- _Task prompt_: Without including any pictures, write out the listing below exactly.

- _Data segment_:
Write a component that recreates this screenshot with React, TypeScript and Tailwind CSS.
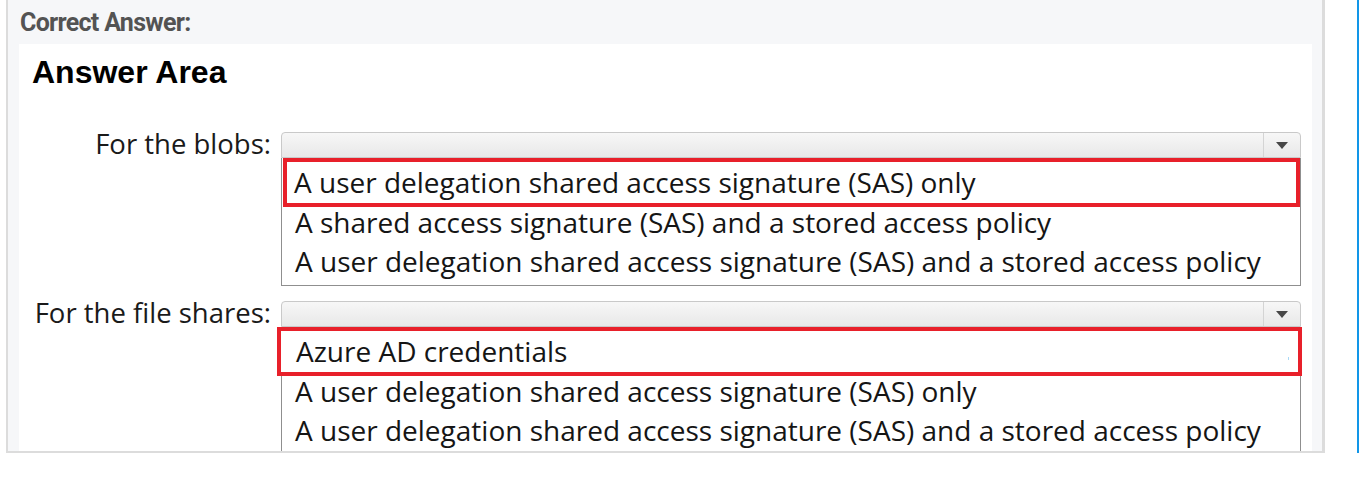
import React from "react";

const LIST_FONT = { fontFamily: '"Open Sans", "Noto Sans", sans-serif' };

function SelectBar() {
  return (
    <div className="flex h-[26px] rounded-t-[4px] border border-[#c9c9c9] bg-gradient-to-b from-[#f7f7f7] to-[#e8e8e8]">
      <div className="flex-1" />
      <div className="flex w-[37px] items-center justify-center border-l border-[#d4d4d4]">
        <svg width="12" height="7" viewBox="0 0 12 7">
          <path d="M0 0h12L6 7z" fill="#474747" />
        </svg>
      </div>
    </div>
  );
}

function Dropdown({ picked, rest, overflow }: { picked: string; rest: string[]; overflow?: boolean }) {
  return (
    <div className="w-[1020px]">
      <SelectBar />
      <div className="border-x border-b border-[#8f8f8f] text-[28px] text-[#151515]" style={LIST_FONT}>
        <div
          className={`relative h-[49px] border-4 border-[#e8202a] bg-white leading-[41px] ${
            overflow ? "-mr-[2px] -ml-[5px] pl-[15px]" : "ml-px pl-[7px]"
          }`}
        >
          {picked}
          {overflow && <span className="absolute top-[26px] right-[9px] h-[3px] w-px bg-[#a9d8f6]" />}
        </div>
        <div className="-mt-[4px] pb-[4px]">
          {rest.map((r) => (
            <div key={r} className="pl-[13px] leading-[39px]">
              {r}
            </div>
          ))}
        </div>
      </div>
    </div>
  );
}

function Row({ label, children, className = "" }: { label: string; children: React.ReactNode; className?: string }) {
  return (
    <div className={`flex gap-[10px] ${className}`}>
      <div className="w-[252px] pt-[2px] text-right text-[27.5px] leading-[20px] text-[#1a1a1a]" style={LIST_FONT}>
        {label}
      </div>
      {children}
    </div>
  );
}

export default function App() {
  return (
    <div className="flex h-[495px] w-[1371px] bg-white">
      <div className="ml-[6px] flex h-[453px] w-[1319px] flex-col overflow-hidden border-b-2 border-l-2 border-r-[3px] border-[#dcdcdc] bg-[#f6f7f9] pr-[10px] pl-[11px]">
        <div
          className="pt-[9px] pb-[7px] pl-px text-[25px] leading-[28px] font-bold tracking-[-0.7px] text-[#535353]"
          style={{ fontFamily: "Roboto, sans-serif" }}
        >
          Correct Answer:
        </div>
        <div className="flex-1 bg-white">
          <h2
            className="pt-[10px] pl-[13px] text-[32px] leading-[36px] font-bold text-black"
            style={{ fontFamily: '"Liberation Sans", Arial, sans-serif' }}
          >
            Answer Area
          </h2>
          <Row label="For the blobs:" className="mt-[42px]">
            <Dropdown
              picked="A user delegation shared access signature (SAS) only"
              rest={[
                "A shared access signature (SAS) and a stored access policy",
                "A user delegation shared access signature (SAS) and a stored access policy",
              ]}
            />
          </Row>
          <Row label="For the file shares:" className="mt-[15px]">
            <Dropdown
              overflow
              picked="Azure AD credentials"
              rest={[
                "A user delegation shared access signature (SAS) only",
                "A user delegation shared access signature (SAS) and a stored access policy",
              ]}
            />
          </Row>
        </div>
      </div>
      <div className="ml-[32px] h-[453px] w-[2px] bg-[#1296e8]" />
    </div>
  );
}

- _Solution for this problem_:
Write a component that recreates this screenshot with React, TypeScript and Tailwind CSS.
import React from "react";

const LIST_FONT = { fontFamily: '"Open Sans", "Noto Sans", sans-serif' };

function SelectBar() {
  return (
    <div className="flex h-[26px] rounded-t-[4px] border border-[#c9c9c9] bg-gradient-to-b from-[#f7f7f7] to-[#e8e8e8]">
      <div className="flex-1" />
      <div className="flex w-[37px] items-center justify-center border-l border-[#d4d4d4]">
        <svg width="12" height="7" viewBox="0 0 12 7">
          <path d="M0 0h12L6 7z" fill="#474747" />
        </svg>
      </div>
    </div>
  );
}

function Dropdown({ picked, rest, overflow }: { picked: string; rest: string[]; overflow?: boolean }) {
  return (
    <div className="w-[1020px]">
      <SelectBar />
      <div className="border-x border-b border-[#8f8f8f] text-[28px] text-[#151515]" style={LIST_FONT}>
        <div
          className={`relative h-[49px] border-4 border-[#e8202a] bg-white leading-[41px] ${
            overflow ? "-mr-[2px] -ml-[5px] pl-[15px]" : "ml-px pl-[7px]"
          }`}
        >
          {picked}
          {overflow && <span className="absolute top-[26px] right-[9px] h-[3px] w-px bg-[#a9d8f6]" />}
        </div>
        <div className="-mt-[4px] pb-[4px]">
          {rest.map((r) => (
            <div key={r} className="pl-[13px] leading-[39px]">
              {r}
            </div>
          ))}
        </div>
      </div>
    </div>
  );
}

function Row({ label, children, className = "" }: { label: string; children: React.ReactNode; className?: string }) {
  return (
    <div className={`flex gap-[10px] ${className}`}>
      <div className="w-[252px] pt-[2px] text-right text-[27.5px] leading-[20px] text-[#1a1a1a]" style={LIST_FONT}>
        {label}
      </div>
      {children}
    </div>
  );
}

export default function App() {
  return (
    <div className="flex h-[495px] w-[1371px] bg-white">
      <div className="ml-[6px] flex h-[453px] w-[1319px] flex-col overflow-hidden border-b-2 border-l-2 border-r-[3px] border-[#dcdcdc] bg-[#f6f7f9] pr-[10px] pl-[11px]">
        <div
          className="pt-[9px] pb-[7px] pl-px text-[25px] leading-[28px] font-bold tracking-[-0.7px] text-[#535353]"
          style={{ fontFamily: "Roboto, sans-serif" }}
        >
          Correct Answer:
        </div>
        <div className="flex-1 bg-white">
          <h2
            className="pt-[10px] pl-[13px] text-[32px] leading-[36px] font-bold text-black"
            style={{ fontFamily: '"Liberation Sans", Arial, sans-serif' }}
          >
            Answer Area
          </h2>
          <Row label="For the blobs:" className="mt-[42px]">
            <Dropdown
              picked="A user delegation shared access signature (SAS) only"
              rest={[
                "A shared access signature (SAS) and a stored access policy",
                "A user delegation shared access signature (SAS) and a stored access policy",
              ]}
            />
          </Row>
          <Row label="For the file shares:" className="mt-[15px]">
            <Dropdown
              overflow
              picked="Azure AD credentials"
              rest={[
                "A user delegation shared access signature (SAS) only",
                "A user delegation shared access signature (SAS) and a stored access policy",
              ]}
            />
          </Row>
        </div>
      </div>
      <div className="ml-[32px] h-[453px] w-[2px] bg-[#1296e8]" />
    </div>
  );
}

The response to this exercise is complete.